[rabbitmq-discuss] HA - missing or incompletely replicated queues

Mon Nov 7 23:19:40 GMT 2011

On Mon, Nov 07, 2011 at 10:29:36PM +0000, Ashley Brown wrote:
> Have got a similar problem running tests this evening, although this time
> *without* any shutdowns (3 nodes all running fine since full restart). I've
> had some queues get fairly long (1/2 million messages or so, 3 of them),
> due to broken consumers. The management interface stopped updating message
> counts as CPU use hit the roof. I was testing so decided to delete the
> queues and start again. I stopped the producers and consumers running, so
> the queues were in a steady state and CPU came down. Deleting most queues
> worked fine, apart from the last one. The management interface just hangs
> (Chrome offers to kill the page), whether I try to delete or purge the
> queue. As can be seen below, beam processes are hogging two of the cores on
> the 'master' for this queue:
> 
> http://www.evernote.com/shard/s53/sh/1ba2b59b-913f-4a00-bf3a-03067c0a1f29/faa3fc9c1b250b10b5d8491c367aa991
> 
> Beam processes are also hogging one core on the slave nodes.
> 
> The logs show all three nodes are switching between being clear of the
> watermark and over it, every few minutes.
> 
> Watermark is 5.9GB, management interface shows the slaves < 2GB, the master
> on 4.4GB. (Log snippet at the end of the email).

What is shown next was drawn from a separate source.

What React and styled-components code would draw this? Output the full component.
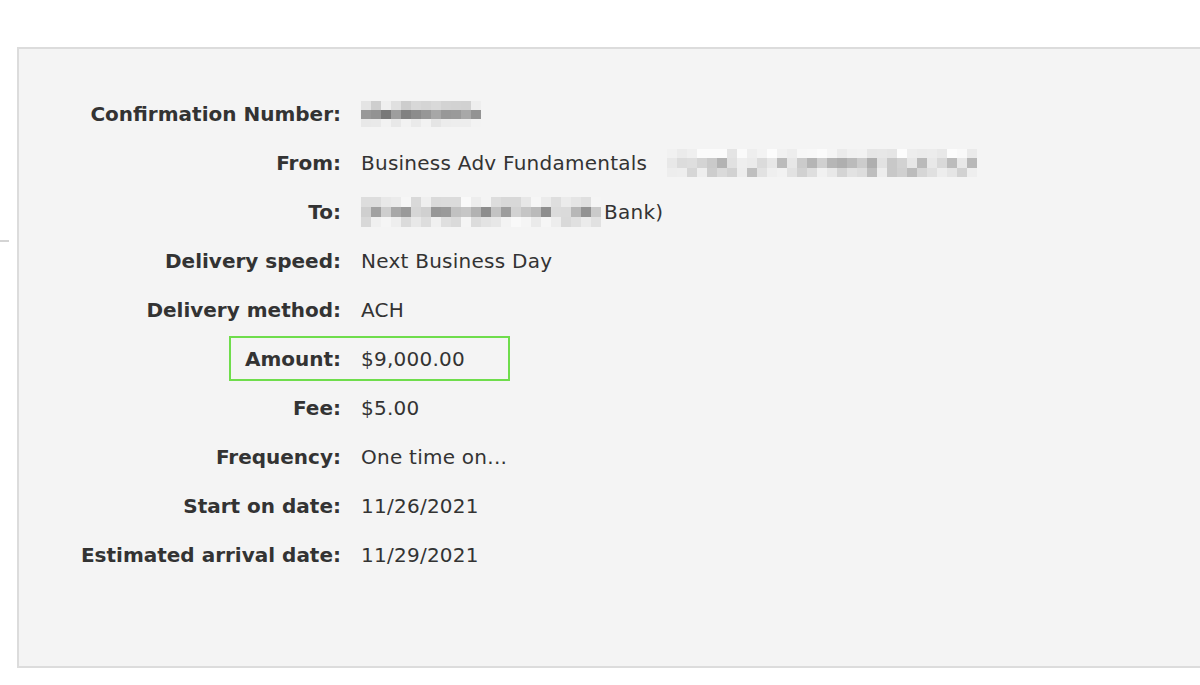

Hmm. There's nothing wrong with the entries in the logs. I'm not sure
whether it's just "doing what it's meant to be doing" or whether there's
a bug - sure, the hogging of CPU is undesireable, but I don't know
whether the cause of that is a bug or whether it's just some unoptimal
algorithm.

Could you describe accurately what your tests are so that we can try and
reproduce?

Matthew